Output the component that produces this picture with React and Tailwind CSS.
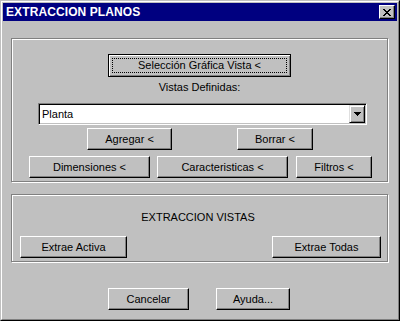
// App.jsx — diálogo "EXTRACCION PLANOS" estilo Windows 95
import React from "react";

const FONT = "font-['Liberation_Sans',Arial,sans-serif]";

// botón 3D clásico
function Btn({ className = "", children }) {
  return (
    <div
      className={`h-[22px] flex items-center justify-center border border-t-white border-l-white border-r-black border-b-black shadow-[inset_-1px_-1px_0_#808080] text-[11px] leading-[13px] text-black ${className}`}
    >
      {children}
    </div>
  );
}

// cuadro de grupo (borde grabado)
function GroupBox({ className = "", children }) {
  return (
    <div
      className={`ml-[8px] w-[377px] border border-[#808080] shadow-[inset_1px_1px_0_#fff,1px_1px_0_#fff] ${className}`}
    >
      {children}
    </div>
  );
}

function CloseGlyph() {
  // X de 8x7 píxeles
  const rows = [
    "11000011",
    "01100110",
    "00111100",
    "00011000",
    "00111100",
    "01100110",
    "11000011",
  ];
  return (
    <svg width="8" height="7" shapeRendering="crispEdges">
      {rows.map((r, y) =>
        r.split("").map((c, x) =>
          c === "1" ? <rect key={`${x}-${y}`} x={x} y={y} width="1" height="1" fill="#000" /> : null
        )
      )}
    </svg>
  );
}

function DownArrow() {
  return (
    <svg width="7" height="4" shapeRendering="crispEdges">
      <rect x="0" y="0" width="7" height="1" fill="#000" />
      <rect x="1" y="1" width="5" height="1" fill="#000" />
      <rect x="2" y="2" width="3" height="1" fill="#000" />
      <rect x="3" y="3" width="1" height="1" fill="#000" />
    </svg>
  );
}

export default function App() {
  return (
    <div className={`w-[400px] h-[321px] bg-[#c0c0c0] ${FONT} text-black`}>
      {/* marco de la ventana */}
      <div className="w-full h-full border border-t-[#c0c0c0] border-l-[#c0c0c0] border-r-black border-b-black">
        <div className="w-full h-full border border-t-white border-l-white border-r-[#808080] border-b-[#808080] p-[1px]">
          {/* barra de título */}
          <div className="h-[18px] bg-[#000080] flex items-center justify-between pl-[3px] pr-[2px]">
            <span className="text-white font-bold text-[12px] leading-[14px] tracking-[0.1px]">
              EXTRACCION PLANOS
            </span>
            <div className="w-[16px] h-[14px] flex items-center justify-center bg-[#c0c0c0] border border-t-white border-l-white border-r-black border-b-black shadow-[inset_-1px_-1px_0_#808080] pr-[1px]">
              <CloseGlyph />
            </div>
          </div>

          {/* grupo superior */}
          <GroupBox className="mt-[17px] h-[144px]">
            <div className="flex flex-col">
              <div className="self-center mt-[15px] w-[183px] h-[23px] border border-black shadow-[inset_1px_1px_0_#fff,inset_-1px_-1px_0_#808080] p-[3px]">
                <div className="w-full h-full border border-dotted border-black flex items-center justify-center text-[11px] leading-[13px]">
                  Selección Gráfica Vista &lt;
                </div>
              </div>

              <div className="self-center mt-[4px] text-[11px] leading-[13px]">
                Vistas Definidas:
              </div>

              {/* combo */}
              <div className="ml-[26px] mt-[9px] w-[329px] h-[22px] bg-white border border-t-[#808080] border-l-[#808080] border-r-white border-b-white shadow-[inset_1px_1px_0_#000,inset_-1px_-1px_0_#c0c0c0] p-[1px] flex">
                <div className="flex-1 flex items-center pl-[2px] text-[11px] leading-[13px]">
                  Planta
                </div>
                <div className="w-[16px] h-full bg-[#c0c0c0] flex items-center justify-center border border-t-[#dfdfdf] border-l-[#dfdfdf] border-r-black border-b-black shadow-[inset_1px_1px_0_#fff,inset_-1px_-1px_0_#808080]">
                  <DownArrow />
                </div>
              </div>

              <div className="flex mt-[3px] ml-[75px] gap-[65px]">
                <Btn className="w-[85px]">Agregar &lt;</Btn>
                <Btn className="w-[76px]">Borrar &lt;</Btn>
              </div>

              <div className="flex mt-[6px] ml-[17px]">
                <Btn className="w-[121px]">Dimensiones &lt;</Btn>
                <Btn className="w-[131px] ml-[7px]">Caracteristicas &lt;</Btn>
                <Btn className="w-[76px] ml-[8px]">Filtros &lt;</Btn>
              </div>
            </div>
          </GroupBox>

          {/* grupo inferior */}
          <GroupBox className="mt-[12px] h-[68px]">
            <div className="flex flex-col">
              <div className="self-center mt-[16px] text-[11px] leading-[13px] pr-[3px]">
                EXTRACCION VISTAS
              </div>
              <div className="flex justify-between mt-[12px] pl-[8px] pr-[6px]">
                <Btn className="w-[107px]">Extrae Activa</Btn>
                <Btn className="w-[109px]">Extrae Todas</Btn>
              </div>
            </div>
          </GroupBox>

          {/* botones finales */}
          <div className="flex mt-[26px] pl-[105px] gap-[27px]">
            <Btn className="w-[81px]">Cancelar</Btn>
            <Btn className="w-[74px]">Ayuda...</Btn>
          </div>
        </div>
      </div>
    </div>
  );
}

========================================================================

*DIRECTION*.
Repeat the data exactly, excluding the pictures.

*CORRECT ANSWER*.
Output the component that produces this picture with React and Tailwind CSS.
// App.jsx — diálogo "EXTRACCION PLANOS" estilo Windows 95
import React from "react";

const FONT = "font-['Liberation_Sans',Arial,sans-serif]";

// botón 3D clásico
function Btn({ className = "", children }) {
  return (
    <div
      className={`h-[22px] flex items-center justify-center border border-t-white border-l-white border-r-black border-b-black shadow-[inset_-1px_-1px_0_#808080] text-[11px] leading-[13px] text-black ${className}`}
    >
      {children}
    </div>
  );
}

// cuadro de grupo (borde grabado)
function GroupBox({ className = "", children }) {
  return (
    <div
      className={`ml-[8px] w-[377px] border border-[#808080] shadow-[inset_1px_1px_0_#fff,1px_1px_0_#fff] ${className}`}
    >
      {children}
    </div>
  );
}

function CloseGlyph() {
  // X de 8x7 píxeles
  const rows = [
    "11000011",
    "01100110",
    "00111100",
    "00011000",
    "00111100",
    "01100110",
    "11000011",
  ];
  return (
    <svg width="8" height="7" shapeRendering="crispEdges">
      {rows.map((r, y) =>
        r.split("").map((c, x) =>
          c === "1" ? <rect key={`${x}-${y}`} x={x} y={y} width="1" height="1" fill="#000" /> : null
        )
      )}
    </svg>
  );
}

function DownArrow() {
  return (
    <svg width="7" height="4" shapeRendering="crispEdges">
      <rect x="0" y="0" width="7" height="1" fill="#000" />
      <rect x="1" y="1" width="5" height="1" fill="#000" />
      <rect x="2" y="2" width="3" height="1" fill="#000" />
      <rect x="3" y="3" width="1" height="1" fill="#000" />
    </svg>
  );
}

export default function App() {
  return (
    <div className={`w-[400px] h-[321px] bg-[#c0c0c0] ${FONT} text-black`}>
      {/* marco de la ventana */}
      <div className="w-full h-full border border-t-[#c0c0c0] border-l-[#c0c0c0] border-r-black border-b-black">
        <div className="w-full h-full border border-t-white border-l-white border-r-[#808080] border-b-[#808080] p-[1px]">
          {/* barra de título */}
          <div className="h-[18px] bg-[#000080] flex items-center justify-between pl-[3px] pr-[2px]">
            <span className="text-white font-bold text-[12px] leading-[14px] tracking-[0.1px]">
              EXTRACCION PLANOS
            </span>
            <div className="w-[16px] h-[14px] flex items-center justify-center bg-[#c0c0c0] border border-t-white border-l-white border-r-black border-b-black shadow-[inset_-1px_-1px_0_#808080] pr-[1px]">
              <CloseGlyph />
            </div>
          </div>

          {/* grupo superior */}
          <GroupBox className="mt-[17px] h-[144px]">
            <div className="flex flex-col">
              <div className="self-center mt-[15px] w-[183px] h-[23px] border border-black shadow-[inset_1px_1px_0_#fff,inset_-1px_-1px_0_#808080] p-[3px]">
                <div className="w-full h-full border border-dotted border-black flex items-center justify-center text-[11px] leading-[13px]">
                  Selección Gráfica Vista &lt;
                </div>
              </div>

              <div className="self-center mt-[4px] text-[11px] leading-[13px]">
                Vistas Definidas:
              </div>

              {/* combo */}
              <div className="ml-[26px] mt-[9px] w-[329px] h-[22px] bg-white border border-t-[#808080] border-l-[#808080] border-r-white border-b-white shadow-[inset_1px_1px_0_#000,inset_-1px_-1px_0_#c0c0c0] p-[1px] flex">
                <div className="flex-1 flex items-center pl-[2px] text-[11px] leading-[13px]">
                  Planta
                </div>
                <div className="w-[16px] h-full bg-[#c0c0c0] flex items-center justify-center border border-t-[#dfdfdf] border-l-[#dfdfdf] border-r-black border-b-black shadow-[inset_1px_1px_0_#fff,inset_-1px_-1px_0_#808080]">
                  <DownArrow />
                </div>
              </div>

              <div className="flex mt-[3px] ml-[75px] gap-[65px]">
                <Btn className="w-[85px]">Agregar &lt;</Btn>
                <Btn className="w-[76px]">Borrar &lt;</Btn>
              </div>

              <div className="flex mt-[6px] ml-[17px]">
                <Btn className="w-[121px]">Dimensiones &lt;</Btn>
                <Btn className="w-[131px] ml-[7px]">Caracteristicas &lt;</Btn>
                <Btn className="w-[76px] ml-[8px]">Filtros &lt;</Btn>
              </div>
            </div>
          </GroupBox>

          {/* grupo inferior */}
          <GroupBox className="mt-[12px] h-[68px]">
            <div className="flex flex-col">
              <div className="self-center mt-[16px] text-[11px] leading-[13px] pr-[3px]">
                EXTRACCION VISTAS
              </div>
              <div className="flex justify-between mt-[12px] pl-[8px] pr-[6px]">
                <Btn className="w-[107px]">Extrae Activa</Btn>
                <Btn className="w-[109px]">Extrae Todas</Btn>
              </div>
            </div>
          </GroupBox>

          {/* botones finales */}
          <div className="flex mt-[26px] pl-[105px] gap-[27px]">
            <Btn className="w-[81px]">Cancelar</Btn>
            <Btn className="w-[74px]">Ayuda...</Btn>
          </div>
        </div>
      </div>
    </div>
  );
}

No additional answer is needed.